According to Shannon
Thunderbird, a Coast Tsimshian First Nations elder, “It is ironic because the Canadian
Indian Act formed much of the basis for the oppressive apartheid policies in
South Africa. It’s kind of an understood custom and practice that Canada’s
Indian Act came to be known as the acceptable role model for apartheid policies
and there are books and websites that outline all of this. It’s actually
hypocrisy for Canada to stand forward as a kind of bulwark of protest against
atrocities going on in other countries while at the same time we turn a blind
eye to our own people.” Mulroney welcomed Mandela while the genocidal
residential school system was still operational, and two months before sending
thousands of Canadian soldiers to confront the Mohawk blockade at Oka.
It is not only the Conservatives whose tributes to Mandela
reveal their hypocrisy. Liberal leader Justin Trudeau and former Prime Minister
Jean Chretien called Mandela’s life inspiring, but Mandela certainly did not
inspire the White Paper. In 1969—five years into Mandela’s incarceration, when
Canada still supported South African apartheid—Prime Minister Pierre Trudeau
and his Minister for Indian Affairs Jean Chretien proposed the White
Paper to forcibly assimilate First Nations. As the Cree activist Harold
Cardinal wrote in his book The Unjust
Society (exposing Trudeau’s claims of Canada’s supposed “Just Society”), “In spite of all government
attempts to convince Indians to accept the white paper, their efforts will
fail, because Indians understand that the path outlined by the Department of
Indian Affairs through its mouthpiece, the Honourable Mr. Chrétien, leads
directly to cultural genocide. We will not walk this path.”
Anti-colonial struggles
The Red Power movement emerged to
challenge Canadian colonialism and defeat the White Paper, and later solidarity
with Mandela and the anti-apartheid struggle swept the country. Mandela
was part of a mass movement against apartheid that included student and
township uprisings, armed resistance, mass strikes, and international
solidarity. South African apartheid depended on black workers for profits, so
the wave
of unionization—including the founding of COSATU in 1985—provided a
powerful weapon to organize strikes of millions against apartheid. It was South
Africans themselves who spearheaded the push to end apartheid and free Nelson
Mandela, not the “humanitarian intervention” myths
about Mulroney.
But there was widespread solidarity against South African
apartheid, which has inspired a similar movement against Israeli apartheid. Which
is why Western elites are so eager to detach Mandela from the struggle,
counter-posing the South African freedom struggle with other anti-colonial
struggles. Prime Minister
Harper claims that Mandela “demonstrated that the only path forward for the
nation was to reject the appeal of bitterness.” But it was the bitterness of
fellow Conservative Rob Anders—who in 2001 called Mandela a terrorist—that best
expressed how Western elites view anti-colonial struggles. That this label was
imposed on the South African freedom fighters should lead us to challenge the
criminalization of other anti-colonial struggles—from Palestine to Tamil Eelam
to Turtle Island.
South Africa after apartheid
Mandela’s rehabilitation in the eyes of the elites, from terrorist
to inspiration, is not because of newfound solidarity with his anti-apartheid past
but rather the neoliberal policies of the ANC government. Reacting to news of
Mandela’s passing, the World Bank and International Monetary Fund offered their
sympathies to the South African people—sympathies that were lacking when these
financial institutions imposed structural adjustment policies.

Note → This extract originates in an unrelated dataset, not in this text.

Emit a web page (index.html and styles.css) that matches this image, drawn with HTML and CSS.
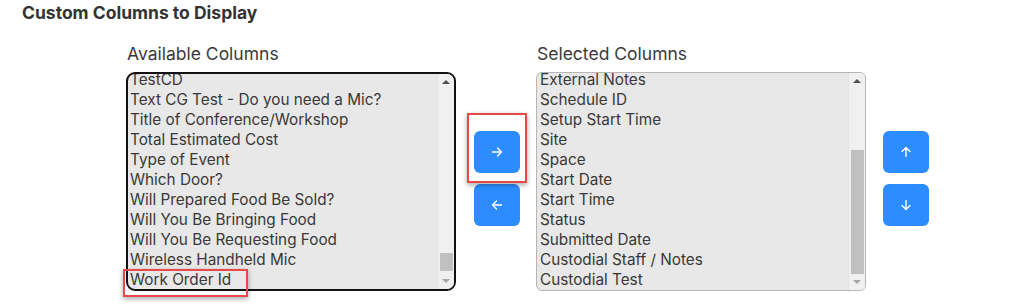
FILE: index.html
```html
<!DOCTYPE html>
<html lang="en">
<head>
  <meta charset="UTF-8" />
  <title>Custom Columns</title>
  <link rel="stylesheet" href="styles.css">
</head>
<body>
  <h2 class="title">Custom Columns to Display</h2>
  <div class="picker">
    <div class="col">
      <div class="label">Available Columns</div>
      <div class="listbox focused">
        <div class="items">
          <div class="item">TestCD</div>
          <div class="item">Text CG Test - Do you need a Mic?</div>
          <div class="item">Title of Conference/Workshop</div>
          <div class="item">Total Estimated Cost</div>
          <div class="item">Type of Event</div>
          <div class="item">Which Door?</div>
          <div class="item">Will Prepared Food Be Sold?</div>
          <div class="item">Will You Be Bringing Food</div>
          <div class="item">Will You Be Requesting Food</div>
          <div class="item">Wireless Handheld Mic</div>
          <div class="item">Work Order Id</div>
        </div>
        <div class="scrollbar">
          <span class="arrow up"></span>
          <div class="track"><div class="thumb thumb-left"></div></div>
          <span class="arrow down off"></span>
        </div>
      </div>
      <div class="highlight hl-item"></div>
    </div>

    <div class="buttons move">
      <button class="btn"><svg width="12" height="12" viewBox="0 0 12 12"><path d="M1.5 6h9M6.5 2l4 4-4 4" fill="none" stroke="#fff" stroke-width="1.4" stroke-linecap="round" stroke-linejoin="round"/></svg></button>
      <button class="btn"><svg width="12" height="12" viewBox="0 0 12 12"><path d="M10.5 6h-9M5.5 2l-4 4 4 4" fill="none" stroke="#fff" stroke-width="1.4" stroke-linecap="round" stroke-linejoin="round"/></svg></button>
      <div class="highlight hl-btn"></div>
    </div>

    <div class="col">
      <div class="label">Selected Columns</div>
      <div class="listbox">
        <div class="items">
          <div class="item">External Notes</div>
          <div class="item">Schedule ID</div>
          <div class="item">Setup Start Time</div>
          <div class="item">Site</div>
          <div class="item">Space</div>
          <div class="item">Start Date</div>
          <div class="item">Start Time</div>
          <div class="item">Status</div>
          <div class="item">Submitted Date</div>
          <div class="item">Custodial Staff / Notes</div>
          <div class="item">Custodial Test</div>
        </div>
        <div class="scrollbar">
          <span class="arrow up"></span>
          <div class="track"><div class="thumb thumb-right"></div></div>
          <span class="arrow down off"></span>
        </div>
      </div>
    </div>

    <div class="buttons order">
      <button class="btn"><svg width="12" height="12" viewBox="0 0 12 12"><path d="M6 10.5v-9M2 5.5l4-4 4 4" fill="none" stroke="#fff" stroke-width="1.4" stroke-linecap="round" stroke-linejoin="round"/></svg></button>
      <button class="btn"><svg width="12" height="12" viewBox="0 0 12 12"><path d="M6 1.5v9M2 6.5l4 4 4-4" fill="none" stroke="#fff" stroke-width="1.4" stroke-linecap="round" stroke-linejoin="round"/></svg></button>
    </div>
  </div>
</body>
</html>
```

FILE: styles.css
```css
html, body {
  margin: 0;
  background: #fff;
}
body {
  min-height: 304px;
  font-family: "Inter", "Noto Sans", sans-serif;
  color: #333;
}
.title {
  margin: 0;
  padding: 3px 0 0 22px;
  font-size: 17.5px;
  line-height: 20px;
  font-weight: 700;
}
.picker {
  display: flex;
  padding: 21px 0 13px 126px;
}
.col {
  position: relative;
  width: 330px;
  display: flex;
  flex-direction: column;
}
.label {
  padding-left: 1px;
  font-size: 17.5px;
  line-height: 20px;
  color: #3a3a3a;
  margin-bottom: 8px;
}
.listbox {
  position: relative;
  height: 219px;
  box-sizing: border-box;
  border: 1px solid #b5b5b5;
  border-radius: 6px;
  background: #e8e8e8;
  display: flex;
  overflow: hidden;
}
.listbox.focused {
  border: 2px solid #111;
  border-radius: 9px;
}
.items {
  flex: 1;
  margin-top: -3px;
  padding-left: 3px;
}
.focused .items {
  margin-top: -4px;
  padding-left: 2px;
}
.item {
  height: 20px;
  line-height: 20px;
  font-size: 15.3px;
  white-space: nowrap;
  color: #383838;
}
.scrollbar {
  width: 16px;
  background: #f0f0f0;
  border-left: 1px solid #e2e2e2;
  display: flex;
  flex-direction: column;
  align-items: center;
}
.arrow {
  width: 0;
  height: 0;
  border-left: 4px solid transparent;
  border-right: 4px solid transparent;
  margin: 6px 0;
}
.arrow.up {
  border-bottom: 4px solid #505050;
}
.arrow.down {
  border-top: 4px solid #505050;
}
.arrow.off {
  border-top-color: #a8a8a8;
}
.track {
  flex: 1;
  width: 100%;
  position: relative;
}
.thumb {
  position: absolute;
  left: 2px;
  right: 1px;
  background: #c0c0c0;
}
.thumb-left {
  bottom: 2px;
  height: 18px;
}
.thumb-right {
  bottom: 0;
  height: 124px;
}
.buttons {
  position: relative;
  width: 46px;
  display: flex;
  flex-direction: column;
  gap: 11px;
  padding-top: 87px;
}
.buttons.move {
  margin: 0 16px 0 18px;
}
.buttons.order {
  margin-left: 17px;
}
.btn {
  width: 46px;
  height: 42px;
  border: none;
  border-radius: 6px;
  background: #2d8cff;
  display: flex;
  align-items: center;
  justify-content: center;
  padding: 0;
}
.highlight {
  position: absolute;
  z-index: 2;
  box-sizing: border-box;
  border: 2px solid #e8474b;
  box-shadow: 0 2px 5px rgba(0, 0, 0, 0.35);
}
.hl-btn {
  left: -7px;
  top: 69px;
  width: 60px;
  height: 70px;
}
.hl-item {
  left: -3px;
  top: 225px;
  width: 125px;
  height: 28px;
}
```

According to South Africa’s Anti-Privatization Forum and
Coalition Against Water Privatization, “The majority of South Africans, made up of the poor
and working class, fought and died not just for political freedom from
apartheid, but for socio-economic freedom and justice, for the redistribution
of all ‘national wealth’…This popular mandate was captured in the
Reconstruction & Development Programme (RDP), which formed the basis of the
‘people’s contract’ with the new democratic government. However, it did not
take long for the ANC government to abandon that popular mandate by
unilaterally deciding to pursue a water policy that has produced the exact
opposite result… Following the neo-liberal economic advice of the World Bank,
the International Monetary Fund and various Western governments (and heavy
lobbying by private multinational water companies, such as Suez and Biwater),
the South African government drastically decreased grants and subsidies to
local municipalities and city councils and supported the development of
financial instruments for privatised delivery. This effectively forced local government
to turn towards commercialisation and privatisation of basic services as a
means of generating the revenue no longer provided by the national state. Many
local government structures began to privatise and/or corporatise public water
utilities by entering into service and management ‘partnerships’ with
multinational water corporations. The immediate result was a massive increase
in the price of water that necessarily hit poor communities the hardest.”
But the struggle
for socio-economic freedom and justice, against the ANC government and global,
corporations—from the Treatment Action
Campaign for people with HIV/AIDS, to the protests outside the UN climate
talks at Durban, to the strikes at Marikana and beyond. As Mandela himself said
in 1993, “You must
support the African National Congress only so far as it delivers the goods, if
the ANC government does not deliver the goods, you must do to it what you have
done to the apartheid regime.” The best tribute to Mandela is to continue the movement he represented—of anti-colonial
resistance, student protests, workers strikes, and international solidarity.